Catanzaro: In processor design, architects must make choices between favoring a latency-oriented design or a throughput-oriented design. Latency-oriented processors are built to solve a single task as quickly as possible. To do this they exploit speculation of many kinds to execute a sequential instruction stream as fast as possible. In contrast, throughput-oriented processors are built to execute a huge number of tasks simultaneously, maximizing the overall throughput of the processor rather than the time it takes to execute any given instruction sequence. The tradeoff between latency-oriented design and throughput-oriented design is quite fundamental, and leads to very different processors: the CPU is latency-oriented, while the GPU is throughput-oriented. This makes sense, given the historical roots of each of these processors: the CPU was built originally to run only one instruction stream, and it wasn’t until the past decade or so that it became common for multi-core CPUs to execute several instruction streams. The GPU, on the other hand, was built to run a program for every pixel of a display, for every frame. This is a natively throughput-oriented task.
Nowadays, GPUs have become programmable, so we can use them for other things besides graphics as long as they are throughput-oriented. Machine learning applications are often throughput-oriented because we have large amounts of data and computation that we can perform in parallel. Even processing one piece of data through a neural network, for example, can create large amounts of parallel work. GPUs are good at this, which is why we use them. For example, the GPUs we use can get about seven times more work done for the same energy consumption. We use GPUs because we need to perform extremely computationally intensive, throughput-oriented tasks as quickly as possible.

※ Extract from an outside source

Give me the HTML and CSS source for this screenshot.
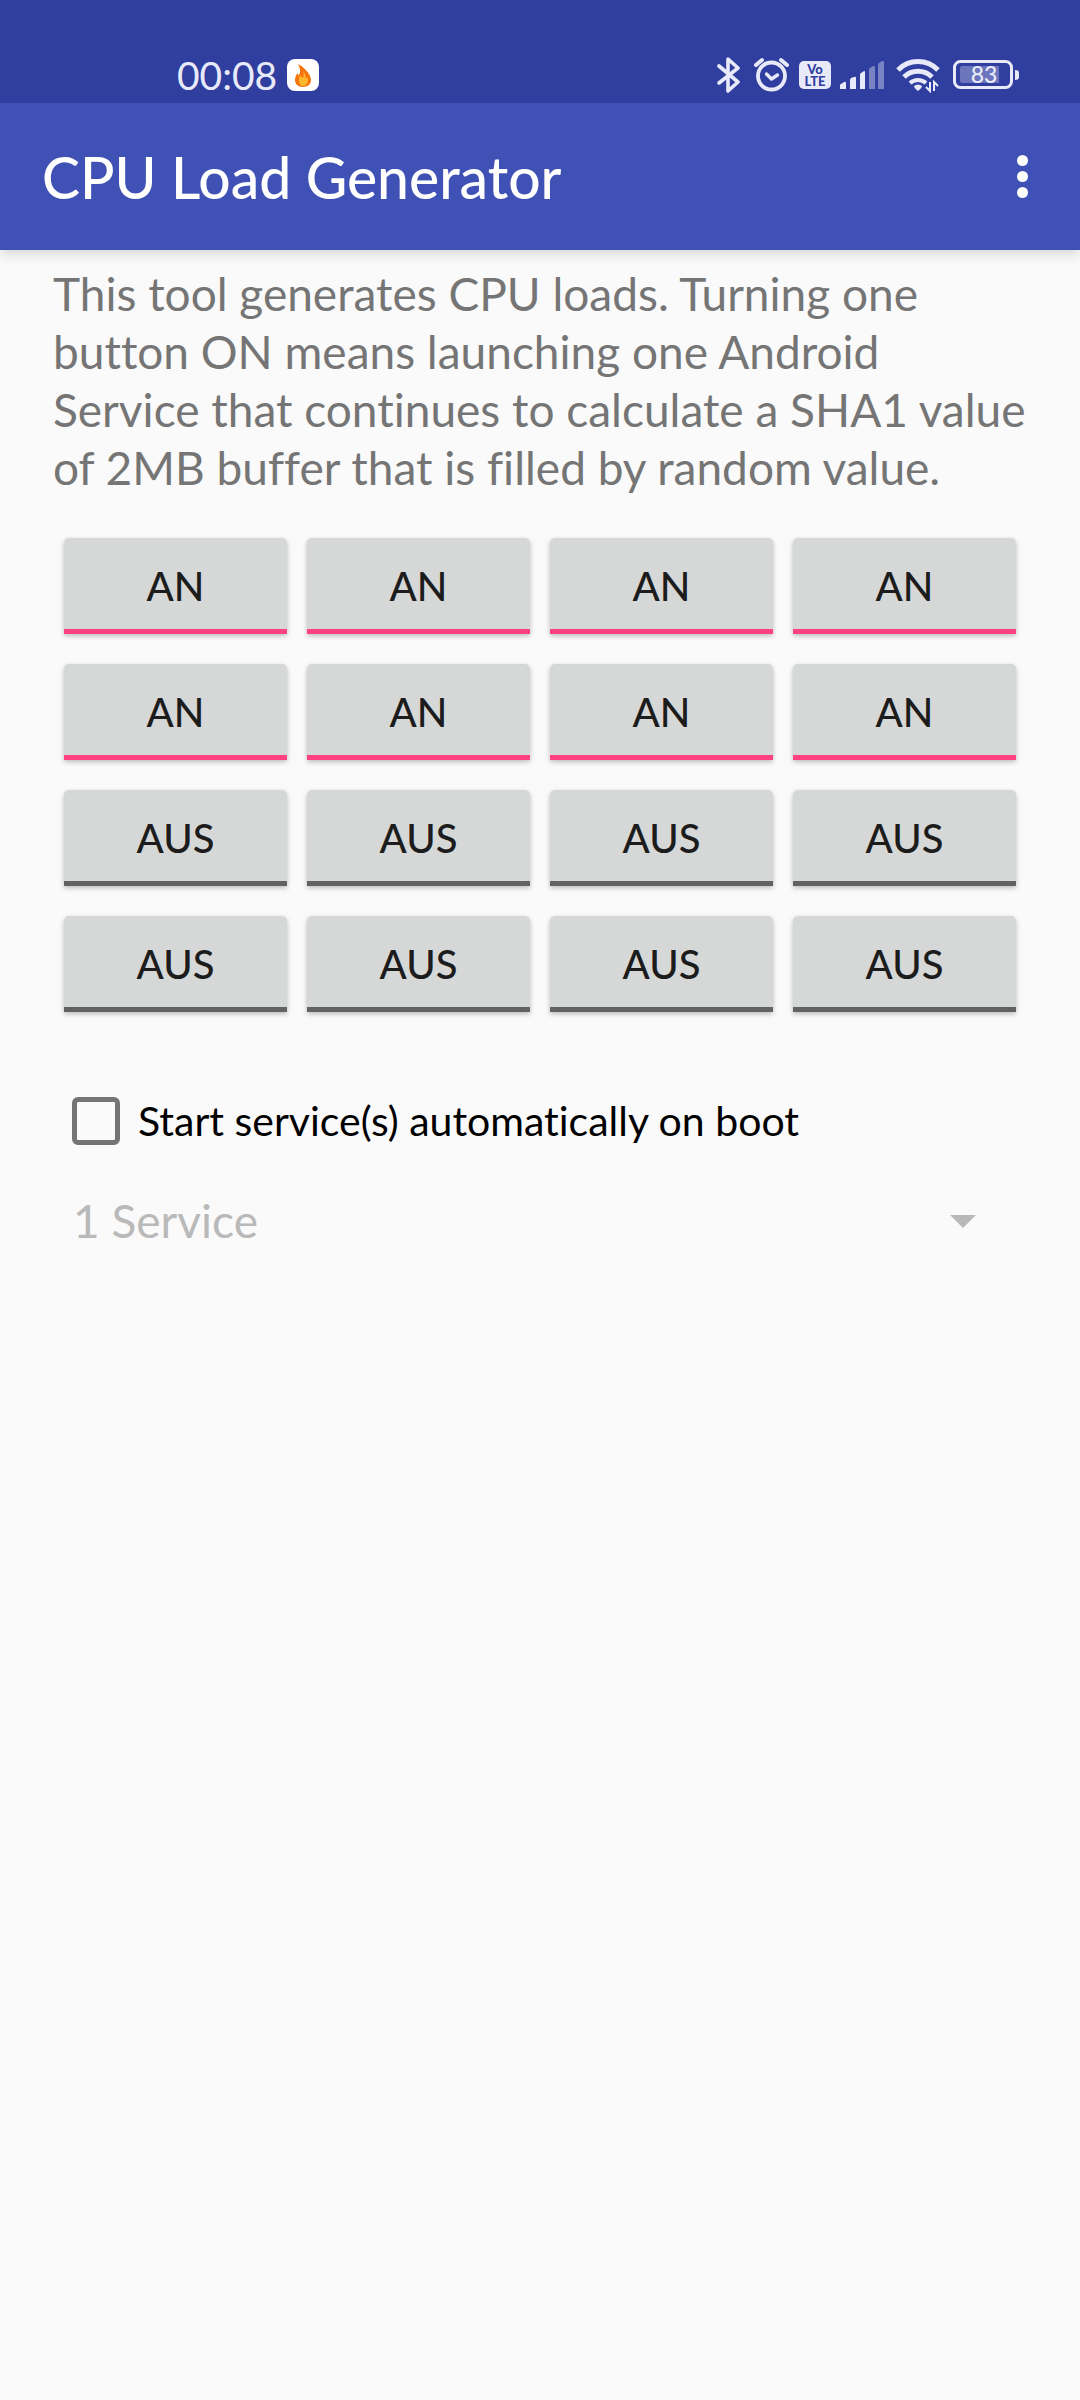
FILE: index.html
```html
<!DOCTYPE html>
<html lang="en">
<head>
    <meta charset="UTF-8">
    <meta name="viewport" content="width=device-width, initial-scale=1.0">
    <title>CPU Load Generator</title>
    <link rel="stylesheet" href="styles.css">
</head>
<body>
    <div class="status-bar">
        <span class="clock">00:08</span>
        <svg class="app-badge" width="32" height="32" viewBox="0 0 32 32">
            <rect width="32" height="32" rx="8" fill="#fff"/>
            <path d="M11 5c4 2 13 9 13 16 0 4-3 7-8 7s-8-3-8-7c0-3 1-5 3-7 0 1 0 2 1 2 2-3 1-7-1-11z" fill="#f5740c"/>
            <path d="M16 12c1 2 1 5 0 7-1-1-2-1-3-3-1 2-1 4-1 5 0 4 2 6 4 6s5-2 5-6c0-1 0-2-1-3l-1 2c-1-4-1-6-3-8z" fill="#fdb92e"/>
        </svg>
        <div class="status-icons">
            <svg width="27" height="36" viewBox="0 0 27 36" fill="none" stroke="#e8eaf9" stroke-width="3.600" stroke-linecap="round" stroke-linejoin="round">
                <path d="M2 9l19 16-10 9V2l10 9L2 26"/>
            </svg>
            <svg width="37" height="36" viewBox="0 0 37 36" fill="none" stroke="#e8eaf9" stroke-linecap="round" stroke-linejoin="round">
                <circle cx="18.500" cy="19" r="13.500" stroke-width="3.800"/>
                <path d="M13.500 17l5 5 6-4" stroke-width="3.400"/>
                <path d="M3 8l6-5M34 8l-6-5" stroke-width="4"/>
            </svg>
            <svg width="32" height="36" viewBox="0 0 32 36">
                <rect y="4" width="32" height="28" rx="5" fill="#e8eaf9"/>
                <text class="volte" x="16" y="17" text-anchor="middle">Vo</text>
                <text class="volte" x="16" y="29" text-anchor="middle">LTE</text>
            </svg>
            <svg width="47" height="36" viewBox="0 0 47 36" fill="#e8eaf9">
                <path d="M0 32v-4q0-1 1-1l3-2q2-1 2 1v6z"/>
                <path d="M10 32V23q0-1 1-2l3-1q2-1 2 1v11z"/>
                <path d="M20 32V18q0-2 1-2l3-2q1 0 1 1v17z"/>
                <path d="M29 32V13q0-2 1-2l3-2q2 0 2 1v22z" opacity="0.4"/>
                <path d="M38 32V8q0-2 1-2l3-2q2 0 2 1v27z" opacity="0.4"/>
            </svg>
            <svg width="48" height="36" viewBox="0 0 48 36" fill="none" stroke="#e8eaf9" stroke-width="5">
                <path d="M2 13a28 28 0 0 1 40 0"/>
                <path d="M8 20a20 20 0 0 1 28 0"/>
                <path d="M14 26a12 12 0 0 1 16 0" stroke-width="4"/>
                <path d="M18 29q4-3 8 0q0 2-4 5q-4-3-4-5z" fill="#e8eaf9" stroke="none"/>
                <path d="M34 25v9l-4-4M38 34v-9l4 4" stroke-width="2"/>
            </svg>
            <svg width="66" height="36" viewBox="0 0 66 36">
                <rect x="1.500" y="4.500" width="57" height="26" rx="6" fill="none" stroke="#e8eaf9" stroke-width="3"/>
                <path d="M9 9h37v17H9q-2 0-2-2V11q0-2 2-2z" fill="#6b75bb"/>
                <path d="M62 13q4 0 4 3v4q0 3-4 3z" fill="#e8eaf9"/>
                <text class="battery-level" x="31" y="26" text-anchor="middle">83</text>
            </svg>
        </div>
    </div>

    <header class="app-bar">
        <h1 class="app-title">CPU Load Generator</h1>
        <button type="button" class="menu-btn" aria-label="More options">
            <span class="dot"></span>
            <span class="dot"></span>
            <span class="dot"></span>
        </button>
    </header>

    <main class="content">
        <p class="description">This tool generates CPU loads. Turning one button ON means launching one Android Service that continues to calculate a SHA1 value of 2MB buffer that is filled by random value.</p>

        <div class="toggles">
            <button type="button" class="toggle on" aria-pressed="true">AN</button>
            <button type="button" class="toggle on" aria-pressed="true">AN</button>
            <button type="button" class="toggle on" aria-pressed="true">AN</button>
            <button type="button" class="toggle on" aria-pressed="true">AN</button>
            <button type="button" class="toggle on" aria-pressed="true">AN</button>
            <button type="button" class="toggle on" aria-pressed="true">AN</button>
            <button type="button" class="toggle on" aria-pressed="true">AN</button>
            <button type="button" class="toggle on" aria-pressed="true">AN</button>
            <button type="button" class="toggle" aria-pressed="false">AUS</button>
            <button type="button" class="toggle" aria-pressed="false">AUS</button>
            <button type="button" class="toggle" aria-pressed="false">AUS</button>
            <button type="button" class="toggle" aria-pressed="false">AUS</button>
            <button type="button" class="toggle" aria-pressed="false">AUS</button>
            <button type="button" class="toggle" aria-pressed="false">AUS</button>
            <button type="button" class="toggle" aria-pressed="false">AUS</button>
            <button type="button" class="toggle" aria-pressed="false">AUS</button>
        </div>

        <div class="boot-row">
            <input type="checkbox" id="startOnBoot" class="checkbox">
            <label for="startOnBoot">Start service(s) automatically on boot</label>
        </div>

        <div class="spinner">
            <select class="spinner-select" aria-label="Number of services" disabled>
                <option>1 Service</option>
            </select>
            <svg class="spinner-arrow" width="26" height="13" viewBox="0 0 26 13">
                <path d="M0 0h26L13 13z" fill="#b9b9b9"/>
            </svg>
        </div>
    </main>
</body>
</html>
```
FILE: styles.css
```css
* {
    box-sizing: border-box;
}

body {
    margin: 0;
    min-height: 100vh;
    background-color: #fafafa;
    font-family: Lato, "Open Sans", sans-serif;
    font-variant-ligatures: none;
}

/* System status bar */
.status-bar {
    position: relative;
    z-index: 1; /* keeps the app bar shadow off it */
    display: flex;
    align-items: center;
    height: 103px;
    padding: 47px 61px 0 177px;
    background-color: #303f9f;
    color: #e8eaf9;
}

.clock {
    font-size: 39px;
    line-height: 48px;
}

.app-badge {
    margin-left: 10px;
}

.status-icons {
    display: flex;
    gap: 9px;
    margin-left: auto;
}

.volte {
    fill: #303f9f;
    font-size: 13px;
    font-weight: 900;
}

.battery-level {
    fill: #e8eaf9;
    font-size: 23px;
    font-weight: 500;
}

/* App bar */
.app-bar {
    position: relative;
    display: flex;
    align-items: center;
    justify-content: space-between;
    height: 147px;
    padding: 0 42px;
    background-color: #3f51b5;
    color: #fff;
    box-shadow: 0 4px 12px rgba(0, 0, 0, 0.15);
}

.app-title {
    margin: 0;
    font-size: 57px;
    line-height: 72px;
    font-weight: 500;
}

.menu-btn {
    display: flex;
    flex-direction: column;
    align-items: center;
    gap: 5px;
    width: 32px;
    padding: 0;
    border: none;
    background: none;
    cursor: pointer;
}

.dot {
    width: 11px;
    height: 11px;
    border-radius: 50%;
    background-color: #fff;
}

/* Main screen */
.content {
    padding: 15px 48px 0 53px;
}

.description {
    margin: 0;
    color: #757575;
    font-size: 46px;
    line-height: 58px;
}

.toggles {
    display: grid;
    grid-template-columns: repeat(4, 1fr);
    gap: 30px 20px;
    margin: 41px 16px 0 11px;
}

.toggle {
    height: 96px;
    padding: 4px 0 0;
    border: none;
    border-bottom: 5px solid #616363;
    border-radius: 5px 5px 0 0;
    background-color: #d6d8d7;
    color: #1c1c1c;
    font-family: inherit;
    font-size: 40px;
    line-height: 48px;
    font-weight: 500;
    box-shadow: 0 2px 5px rgba(0, 0, 0, 0.25);
    cursor: pointer;
}

.toggle.on {
    border-bottom-color: #ff4081;
}

.boot-row {
    display: flex;
    align-items: center;
    gap: 18px;
    margin: 81px 0 0 19px;
    color: #000;
    font-size: 41px;
    line-height: 56px;
}

.checkbox {
    appearance: none;
    width: 48px;
    height: 48px;
    margin: 0;
    border: 5px solid #757575;
    border-radius: 6px;
}

.checkbox:checked {
    background-color: #ff4081;
    border-color: #ff4081;
}

/* Service count drop-down */
.spinner {
    position: relative;
    margin: 40px 16px 0 20px;
}

.spinner-select {
    appearance: none;
    display: block;
    width: 100%;
    height: 64px;
    padding: 0;
    border: none;
    background: none;
    color: #b9b9b9;
    font-family: inherit;
    font-size: 46px;
    line-height: 64px;
    opacity: 1;
}

.spinner-arrow {
    position: absolute;
    top: 26px;
    right: 40px;
    pointer-events: none;
}
```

New: You’ve talked before about the value of scaling deep learning systems. Why does scale matter? Is it just about performing calculations faster or increasing accuracy, or does scale influence the kinds of problems a machine learning system can solve?
Catanzaro: Scale changes everything in machine learning. Deep learning, for example, has been extensively studied for decades and the core ideas behind deep learning have been very well understood for quite some time. However, they didn’t become practically useful until the last few years. This is because we didn’t have access to large enough training sets or computational resources until recently. Progress for many difficult artificial intelligence (AI) problems has been far more rapid than I would have predicted as a graduate student, and I believe scale is the dominant reason why these methods have achieved such success. In some sense, I believe deep learning has been successful precisely because it is well positioned to take advantage of scale—it maps well onto parallel computers, and because training deep models is so computationally intensive, deep learning has an insatiable appetite for computational throughput. This is a good fit for what modern semiconductor processes can provide: it becomes relatively ever more expensive to move data around a chip, but the energy cost of performing a math operation continues to fall.
Deep learning is therefore a technology at the confluence of several important factors: the growth of large and high-quality data sets thanks to the Internet, the increase in computational throughput afforded by modern semiconductor manufacturing, and the maturation of deep learning algorithms that have been incubated for several decades. Training one of our neural networks for speech recognition takes about 20 ExaFLOPs worth of work, which equates to 20 billion billion math operations. We train each network on 12,000 hours of speech data, which would be one and a half years of audio. And we train these models in about a week’s time. Such experiments were simply not possible until recently, and in order to improve our models, we run many of these experiments constantly. All of this is made possible by scale.
New: At Baidu, you focus on making it easier for humans to interact with computers. How can deep learning improve user interfaces?
Catanzaro: I think the future of human computer interaction will be driven by AI. For example, speech recognition, emotional recognition, natural language understanding, dialog systems, and speech synthesis are all undergoing rapid change driven by new AI techniques. All of these tasks are fundamental to the user interfaces of the future. Andrew Ng, Baidu’s chief scientist, said recently, “In the future, I would love for us to be able to talk to all of our devices and have them understand us. I hope to someday have grandchildren who are mystified at how, back in 2016, if you were to say ‘Hi’ to your microwave oven, it would rudely sit there and ignore you.” I feel the same way. To achieve this vision, we’ll need to make more progress on all aspects of conversational interfaces, which are all difficult and interesting AI problems.
One such problem is that of context. Although we may not always be conscious of it, our interactions with other people occur against a deep background of contextual information. One of the things that frustrates me most about current human computer interfaces is that they rarely have the right context. For example, when I’m in my car and I make a phone call, chances are it is to my spouse. However, my car has to ask me every time who I want to call. There’s a lot of work going into rule-based interfaces that can help solve these problems by augmenting computers with background information. These are helpful, but I’m looking forward to a future where computers can model context without the need for scripts and other rules. I think this will allow us to build systems that are significantly more natural to interact with. There has been some good progress along this dimension from projects like Google Now and Apple’s Siri, but I believe we’re just at the beginning.
New: What does the future of human-machine interaction look like 10 years from now? What will new technologies and increased computing be able to accomplish?
Catanzaro: It’s always dangerous to predict the future, but as I mentioned, I’m really excited about conversational interfaces, which I think will be running many of the things we interact with on a daily basis and increasing our productivity. I’m also looking forward to autonomous vehicles, which I hope will be available, at least in certain restricted conditions, within 10 years.
I hope that we’re able to use AI to reduce the drudgery in our lives—the combination of AI with robots will solve a lot of irritating problems in the physical world, and AI will help us solve a lot of mental drudgery as well. I’m an optimist, so I believe this will make us happier and more productive as a society, although I acknowledge that we’ll need to do a better job taking care of people who have their jobs displaced. I hope we’ll do so in a way that frees everyone to follow their dreams, giving people more opportunity. If we can, I believe the world will be a better place. This is what gets me up in the morning to work on AI.